Due to its impact on the levels of several ‘feel good hormones’, PEA has recently gained popularity as a nutritional supplement that is sold by numerous health stores to improve mood. Its effects are described as an immediate shot of happiness, pleasure, and emotional wellbeing. Feeling happier, more alive and even having a better mood and attitude” Altogether, PEA appears to have a number of positive effects on human health without the risks of its structural relatives.¹?

Serotonin

Finally, the long-awaited, widely recognised neurotransmitter, serotonin. Generally speaking, serotonin does not possess the typical nootropic-esque properties most users are seeking. This is due to the fact, that serotonin generally plays a negative role in memory formation, alertness and arousal levels.¹? It is, however, very important for higher emotional behaviours, recognition and brain function. It plays a very large role in fear extinction behaviours too. Its primary function in the brain is to control mood, appetite, feelings of content and a healthy emotional outlook. It is seen as a very powerful regulatory neurotransmitter that governs a host of behaviours, hormonal secretions, and mental status.¹?

Neurotransmitter imbalances and disturbances  

So as you read above, these neurotransmitters work like an orchestra, which governs your behaviour, outlook and mental status. It is important to note that, no single neurotransmitter governs one single function. There are often crossover effects.

For example, serotonin receptors can heavily influence the release of other neurotransmitters in different parts of the brain. In another example, 5-HT2C receptor antagonists have been shown to increase cortical and striatal dopamine (DA) release, which plays a role in goal-oriented behaviours.¹? This is important to understand for nootropic users, as it reminds us to not be so focused on a single neurotransmitter network.

On another note, ADHD is characterised by dysfunction of the dopaminergic axis.  Thus agents, such as Rhodiola and  L-Theanine may be able to reduce symptoms of ADHD. Studies have found that ADHD is associated with weaker function and structure of prefrontal cortex (PFC) circuits, especially in the right hemisphere. The prefrontal association cortex plays a crucial role in regulating attention, behavior, and emotion, with the right hemisphere specialized for behavioral inhibition. The PFC is highly dependent on the correct neurochemical environment for proper function: noradrenergic stimulation of postsynaptic alpha-2A adrenoceptors and dopaminergic stimulation of D1 receptors is necessary for optimal prefrontal function.¹?

Reduced GABA activity in humans, is known to possess anxiogenic (anxiety promoting activity), and thus nootropics such as Ashwagandha and L-Theanine appear to possess promise for increasing GABA activity naturally, without causing downregulation or long term issues.

Conclusion

As you have been made aware, the brain is highly sophisticated and can be tweaked and modified in various directions, depending on the input (ie. nootropics).
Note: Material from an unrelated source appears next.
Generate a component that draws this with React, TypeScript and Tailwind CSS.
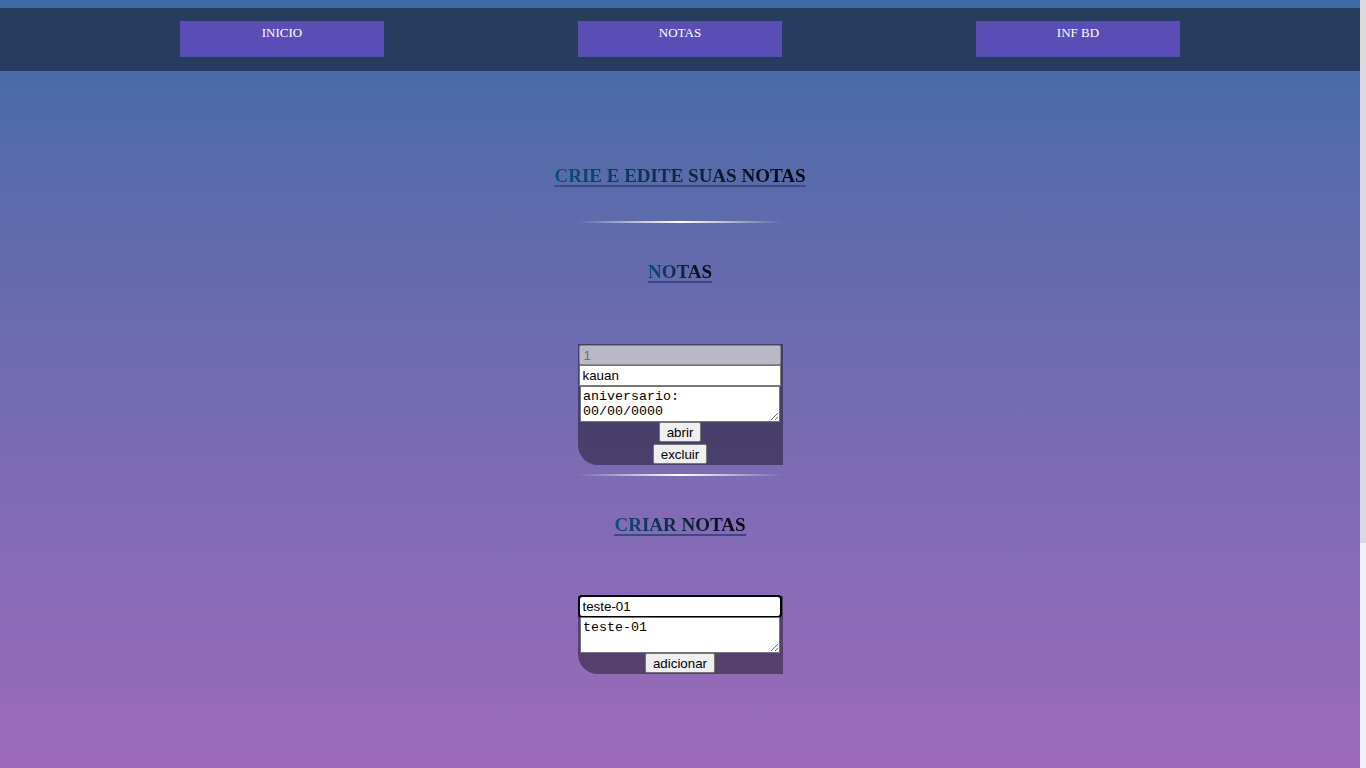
import { useState } from "react";

const NavButton = ({ text }: { text: string }) => (
  <button className="w-[204px] h-[36px] bg-[#5a4db5] text-white text-[13px] leading-[15px] pt-[4px] flex justify-center items-start font-['Liberation_Serif',serif]">
    {text}
  </button>
);

const Title = ({ text, className }: { text: string; className?: string }) => (
  <div className={`flex justify-center ${className ?? ""}`}>
    <h3 className="inline-block font-bold text-[19px] leading-[22px] font-['Liberation_Serif',serif] bg-linear-to-r from-[#0a4f78] to-[#05060f] bg-clip-text text-transparent underline decoration-[#3a4884] decoration-[2px] underline-offset-[3px]">
      {text}
    </h3>
  </div>
);

const Rule = ({ className }: { className?: string }) => (
  <div className={`flex justify-center ${className ?? ""}`}>
    <div className="w-[204px] h-[2px] bg-linear-to-r from-transparent via-white to-transparent" />
  </div>
);

const SmallButton = ({ text }: { text: string }) => (
  <button className="h-[20px] px-[7px] pt-[1px] bg-[#efefef] border border-[#767676] rounded-[2px] text-[13.33px] leading-[16px] text-black font-['Liberation_Sans',Arial,sans-serif]">
    {text}
  </button>
);

export default function App() {
  const [nome, setNome] = useState("teste-01");
  const [texto, setTexto] = useState("teste-01");

  return (
    <div className="flex min-h-screen w-full">
      <div className="flex-1 min-h-[768px] bg-linear-to-b from-[#3f6aa6] to-[#9c6abb] pt-[8px] pb-[94px]">
        <nav className="h-[63px] bg-[#263d5f] flex justify-center items-start gap-[194px] pt-[13px]">
          <NavButton text="INICIO" />
          <NavButton text="NOTAS" />
          <NavButton text="INF BD" />
        </nav>

        <Title text="CRIE E EDITE SUAS NOTAS" className="mt-[94px]" />
        <Rule className="mt-[34px]" />
        <Title text="NOTAS" className="mt-[38px]" />

        <div className="flex justify-center mt-[61px]">
          <div className="w-[205px] bg-black/40 rounded-bl-[20px] flex flex-col items-center pt-[1px] pb-[1px] font-['Liberation_Sans',Arial,sans-serif]">
            <input
              disabled
              value="1"
              className="w-[202px] h-[20px] bg-[#b9b9c6] border border-[#8a8a96] rounded-[2px] px-[4px] text-[13.33px] text-[#6d6d6d] self-start ml-[1px]"
            />
            <input
              defaultValue="kauan"
              className="w-[202px] h-[21px] bg-white border border-[#767676] px-[3px] text-[13.33px] text-black self-start ml-[1px]"
            />
            <textarea
              defaultValue={"aniversario:\n00/00/0000"}
              className="w-[200px] h-[36px] bg-white border border-[#767676] px-[2px] pt-[2px] text-[13.33px] leading-[15px] text-black font-['Liberation_Mono',monospace] resize-y overflow-hidden"
            />
            <div className="flex flex-col items-center gap-[2px]">
              <SmallButton text="abrir" />
              <SmallButton text="excluir" />
            </div>
          </div>
        </div>

        <Rule className="mt-[9px]" />
        <Title text="CRIAR NOTAS" className="mt-[38px]" />

        <div className="flex justify-center mt-[60px]">
          <div className="w-[205px] bg-black/40 rounded-bl-[20px] flex flex-col items-center pb-[1px] font-['Liberation_Sans',Arial,sans-serif]">
            <input
              autoFocus
              value={nome}
              onChange={(e) => setNome(e.target.value)}
              className="w-[202px] h-[21px] bg-white border border-[#767676] rounded-[3px] px-[3px] text-[13.33px] text-black outline-2 outline-black -outline-offset-1 self-start ml-[1px]"
            />
            <textarea
              value={texto}
              onChange={(e) => setTexto(e.target.value)}
              className="w-[200px] h-[36px] bg-white border border-[#767676] px-[2px] pt-[2px] text-[13.33px] leading-[15px] text-black font-['Liberation_Mono',monospace] resize-y overflow-hidden"
            />
            <SmallButton text="adicionar" />
          </div>
        </div>
      </div>
      <div className="w-[6px] flex flex-col">
        <div className="h-[543px] bg-[#dadada]" />
        <div className="flex-1 bg-[#f1f1f1]" />
      </div>
    </div>
  );
}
It is important to realise that no single neurotransmitter is responsible for one single outcome. They ALL work together, in different brain regions, and at different receptor sites. Given, the large increase in nootropic research, we are able to deploy these nootropics strategically in order to influence and manipulate our brain function to our favour.

This, of course, requires a high degree of self-awareness, and experience, so it is imperative that all users track how they feel on a daily basis. Interestingly, many nootropics are able to influence a myriad of different neurotransmitter systems, so whilst you may feel like nootropics is only working on one department of your brain, there’s a very good chance it’s acting elsewhere to shape your behaviour and mental outlook.

Remember, knowledge is not power, knowledge is stored power. We hope this information holds you in good stead.